The math, in one line
For a frozen weight matrix W of shape d × d, LoRA learns two small matrices A (d × r) and B (r × d) where r ≪ d. The effective weight becomes:
W_effective = W + α · B · A
r is the rank — usually 4, 8, 16, 32. α is a scaling constant. The original W is never updated.
For a 4096×4096 layer with r=8, you train 4096×8 + 8×4096 = ~65k parameters instead of ~16M. ~250× fewer.

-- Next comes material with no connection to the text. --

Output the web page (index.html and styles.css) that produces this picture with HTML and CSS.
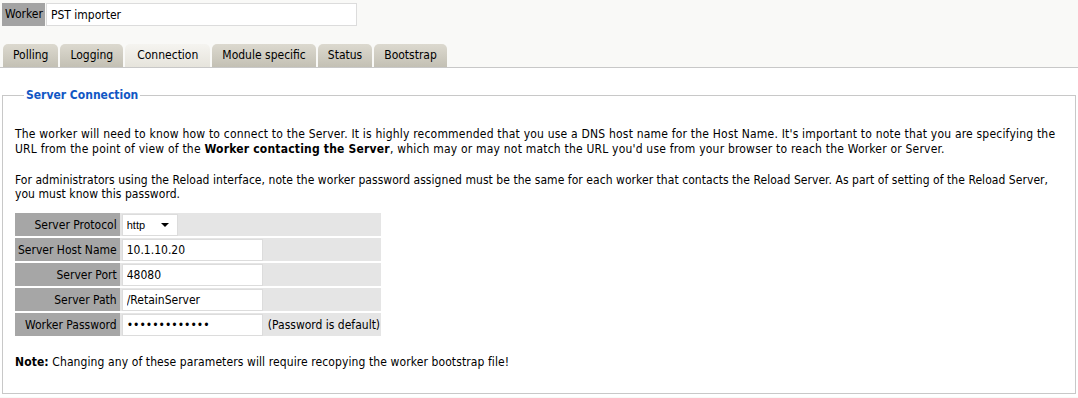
FILE: index.html
```html
<!DOCTYPE html>
<html lang="en">
<head>
    <meta charset="UTF-8">
    <title>Worker Connection</title>
    <link rel="stylesheet" href="styles.css">
</head>
<body>

    <!-- Worker name -->
    <div class="worker-bar">
        <span class="worker-label">Worker</span>
        <input class="worker-name" type="text" value="PST importer">
    </div>

    <!-- Tabs -->
    <div class="tabs">
        <span class="tab">Polling</span>
        <span class="tab">Logging</span>
        <span class="tab active">Connection</span>
        <span class="tab">Module specific</span>
        <span class="tab">Status</span>
        <span class="tab">Bootstrap</span>
    </div>

    <!-- Content -->
    <div class="content">
        <fieldset class="box">
            <legend>Server Connection</legend>

            <p>The worker will need to know how to connect to the Server. It is highly recommended that you use a DNS host name for the Host Name. It's important to note that you are specifying the URL from the point of view of the <b>Worker contacting the Server</b>, which may or may not match the URL you'd use from your browser to reach the Worker or Server.</p>

            <p class="second">For administrators using the Reload interface, note the worker password assigned must be the same for each worker that contacts the Reload Server. As part of setting of the Reload Server, you must know this password.</p>

            <table class="settings">
                <tr>
                    <td class="label">Server Protocol</td>
                    <td>
                        <span class="select-wrap">
                            <select class="proto"><option>http</option><option>https</option></select>
                        </span>
                    </td>
                    <td></td>
                </tr>
                <tr>
                    <td class="label">Server Host Name</td>
                    <td><input type="text" value="10.1.10.20"></td>
                    <td></td>
                </tr>
                <tr>
                    <td class="label">Server Port</td>
                    <td><input type="text" value="48080"></td>
                    <td></td>
                </tr>
                <tr>
                    <td class="label">Server Path</td>
                    <td><input type="text" value="/RetainServer"></td>
                    <td></td>
                </tr>
                <tr>
                    <td class="label">Worker Password</td>
                    <td><input type="password" value="xxxxxxxxxxxxx"></td>
                    <td class="hint">(Password is default)</td>
                </tr>
            </table>

            <p class="note"><b>Note:</b> Changing any of these parameters will require recopying the worker bootstrap file!</p>
        </fieldset>
    </div>

</body>
</html>
```

FILE: styles.css
```css
body {
    font-family: "DejaVu Sans Condensed", "DejaVu Sans", sans-serif;
    font-size: 12px;
    color: #000;
    background-color: #f9f9f7;
    margin: 0;
    padding: 0;
}

.worker-bar {
    display: flex;
    padding: 3px 0 0 2px;
    height: 24px;
}

.worker-label {
    background-color: #a3a3a3;
    padding: 0 2px 0 3px;
    line-height: 23px;
    height: 23px;
}

.worker-name {
    width: 311px;
    height: 23px;
    box-sizing: border-box;
    margin: 0 0 0 1px;
    border: 1px solid #dcdcdc;
    padding: 0 4px;
    font: inherit;
}

.tabs {
    display: flex;
    gap: 2px;
    padding: 17px 0 0 3px;
    border-bottom: 1px solid #c8c8c8;
}

.tab {
    height: 23px;
    line-height: 23px;
    padding: 0 10px;
    border-radius: 5px 5px 0 0;
    background: linear-gradient(#dcd9cf, #c3c0b4);
}

.tab.active {
    padding: 0 12px;
    background: linear-gradient(#f5f4f0, #e6e4dc);
}

.content {
    background-color: #fff;
    padding: 20px 2px 3px 2px;
}

.box {
    margin: 0;
    border: 1px solid #c8c8c8;
    padding: 8px 12px 23px 12px;
}

.box legend {
    color: #1157c4;
    font-weight: bold;
    padding: 0 2px;
    margin-left: 9px;
}

.box p {
    margin: 17px 0 0 0;
    line-height: 15px;
    letter-spacing: 0.2px;
}

.box p.second {
    margin-top: 16px;
    line-height: 14px;
    letter-spacing: 0.05px;
}

.box p.note {
    margin-top: 17px;
    letter-spacing: 0.1px;
}

.settings {
    border-spacing: 0 2px;
    margin-top: 10px;
    width: 366px;
    background-color: #fff;
}

.settings td {
    background-color: #e5e5e5;
    padding: 0;
    height: 23px;
}

.settings td.label {
    background-color: #a6a6a6;
    text-align: right;
    padding: 0 3px;
    width: 96px;
    white-space: nowrap;
}

.settings input {
    display: block;
    width: 141px;
    height: 22px;
    box-sizing: border-box;
    border: 1px solid #dcdcdc;
    padding: 0 4px;
    margin-left: 2px;
    font: inherit;
}

.select-wrap {
    position: relative;
    display: block;
    width: 56px;
    margin-left: 2px;
}

.select-wrap::after {
    content: "";
    position: absolute;
    right: 9px;
    top: 9px;
    border-left: 4px solid transparent;
    border-right: 4px solid transparent;
    border-top: 4px solid #000;
    pointer-events: none;
}

.settings select.proto {
    display: block;
    appearance: none;
    width: 56px;
    height: 22px;
    padding: 0 4px;
    font-family: "Liberation Sans", sans-serif;
    font-size: 11px;
    border: 1px solid #dcdcdc;
    border-radius: 0;
    background-color: #fff;
    color: #000;
}

.settings td.hint {
    padding-left: 4px;
    white-space: nowrap;
}
```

Why this is allowed to work
Empirically, the change a fine-tune wants to make to a pretrained model lives in a low-dimensional subspace. You do not need a full-rank update — a rank-8 nudge is usually enough to specialise a model on a narrow task. This was the surprising finding in the original LoRA paper.
What you save
- Memory at training — you do not need optimiser state for the frozen weights, the biggest VRAM eater. A 7B model that needs ~80GB to fully fine-tune fits in ~16GB with LoRA.
- Storage — adapters are MBs, not GBs. Ship 50 customised models from one base.
- Switching cost — load one base, swap adapters per request or per tenant.
QLoRA — even cheaper
QLoRA combines LoRA with 4-bit quantisation of the base model. The frozen weights are stored in 4 bits (a quarter of fp16); only the adapters stay in higher precision. Result: a 70B model fine-tunable on a single consumer GPU.
When LoRA is enough
- Tone, format, domain language (✅).
- Tool-call adherence (✅).
- Narrow task quality (✅).
- Adding a fundamentally new skill the base model cannot do at all (⚠️ — full fine-tune is often needed).
- Substantial knowledge injection (⚠️ — RAG is still better than burning facts into adapters).
Practical tips
- Start with
r=8,α=16. Almost always a reasonable default. - Apply adapters to the attention projections (Q, K, V, O). Adding to the FFN helps marginally and roughly doubles adapter size.
- Don't go wild on rank —
r=64rarely beatsr=16and costs 4× the storage. - Eval on the target task and on a held-out general task. LoRA can quietly damage general capability if you push too hard.